**What is expected**:
Which lines in the material below contain the word "React"? Copy each of them.

━━━━

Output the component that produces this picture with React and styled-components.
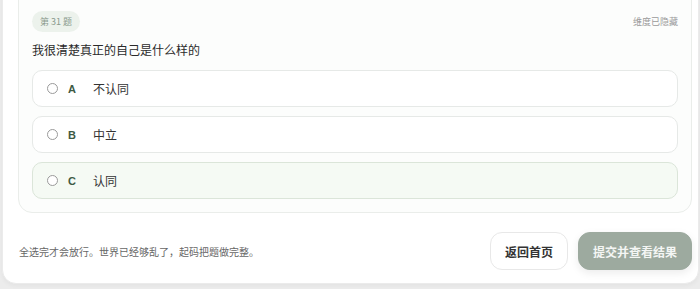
import React from "react";
import styled, { createGlobalStyle } from "styled-components";

const Global = createGlobalStyle`
  html, body { margin: 0; padding: 0; background: #ececec; overflow: hidden; }
  body { font-family: "Noto Sans CJK SC", "Noto Sans", sans-serif; }
  * { box-sizing: border-box; }
`;

const Viewport = styled.div`
  width: 700px;
  height: 289px;
  overflow: hidden;
`;

const Shell = styled.div`
  margin: -40px 1px 0 2px;
  background: #ffffff;
  border: 1px solid #ebebeb;
  border-radius: 0 0 14px 14px;
  padding: 0 6px 13px 15px;
  box-shadow: 0 2px 4px rgba(0, 0, 0, 0.04);
`;

const QuestionCard = styled.div`
  background: #fcfdfc;
  border: 1px solid #eaedea;
  border-radius: 14px;
  padding: 49px 13px 13px 13px;
`;

const HeaderRow = styled.div`
  display: flex;
  align-items: center;
  justify-content: space-between;
`;

const Badge = styled.span`
  display: inline-flex;
  align-items: center;
  height: 21px;
  padding: 0 8px;
  border-radius: 11px;
  background: #ecf2ec;
  color: #8a9a8c;
  font-size: 9px;
`;

const Hidden = styled.span`
  font-size: 9px;
  color: #9a9a9a;
`;

const Question = styled.div`
  margin-top: 9px;
  font-size: 12px;
  color: #2a2a2a;
  line-height: 18px;
`;

const Options = styled.div`
  margin-top: 11px;
  display: flex;
  flex-direction: column;
  gap: 9px;
`;

const Option = styled.div`
  display: flex;
  align-items: center;
  height: 37px;
  padding: 0 14px;
  border-radius: 10px;
  border: 1px solid ${(p) => (p.$active ? "#dbe5d9" : "#e6e9e7")};
  background: ${(p) => (p.$active ? "#f5faf4" : "#ffffff")};
`;

const Radio = styled.span`
  width: 11px;
  height: 11px;
  margin-top: -1px;
  border-radius: 50%;
  border: 1px solid #9a9a9a;
  background: #fff;
  flex: none;
`;

const Letter = styled.span`
  margin-left: 10px;
  width: 25px;
  font-size: 11px;
  font-weight: 700;
  color: #3d5a43;
  font-family: "Liberation Sans", "Noto Sans", sans-serif;
`;

const OptionText = styled.span`
  font-size: 12px;
  color: #333;
`;

const Footer = styled.div`
  display: flex;
  align-items: center;
  padding-top: 19px;
`;

const Note = styled.div`
  flex: 1;
  font-size: 10px;
  color: #666;
  margin-left: 1px;
`;

const Button = styled.button`
  height: 38px;
  padding: 0 14px;
  border-radius: 12px;
  font-family: "Noto Sans CJK SC", sans-serif;
  font-size: 12px;
  font-weight: 700;
  cursor: pointer;
  border: 1px solid ${(p) => (p.$primary ? "#9daa9f" : "#e8e8e8")};
  background: ${(p) => (p.$primary ? "#9daa9f" : "#ffffff")};
  color: ${(p) => (p.$primary ? "#f4f6f4" : "#333")};
  box-shadow: ${(p) => (p.$primary ? "0 3px 8px rgba(0,0,0,0.08)" : "none")};
  & + & { margin-left: 10px; }
`;

const options = [
  { k: "A", t: "不认同" },
  { k: "B", t: "中立" },
  { k: "C", t: "认同", active: true },
];

export default function App() {
  return (
    <Viewport>
      <Global />
      <Shell>
        <QuestionCard>
          <HeaderRow>
            <Badge>第 31 题</Badge>
            <Hidden>维度已隐藏</Hidden>
          </HeaderRow>
          <Question>我很清楚真正的自己是什么样的</Question>
          <Options>
            {options.map((o) => (
              <Option key={o.k} $active={o.active}>
                <Radio />
                <Letter>{o.k}</Letter>
                <OptionText>{o.t}</OptionText>
              </Option>
            ))}
          </Options>
        </QuestionCard>
        <Footer>
          <Note>全选完才会放行。世界已经够乱了，起码把题做完整。</Note>
          <Button>返回首页</Button>
          <Button $primary>提交并查看结果</Button>
        </Footer>
      </Shell>
    </Viewport>
  );
}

━━━━

**Worked solution**:
Output the component that produces this picture with React and styled-components.
import React from "react";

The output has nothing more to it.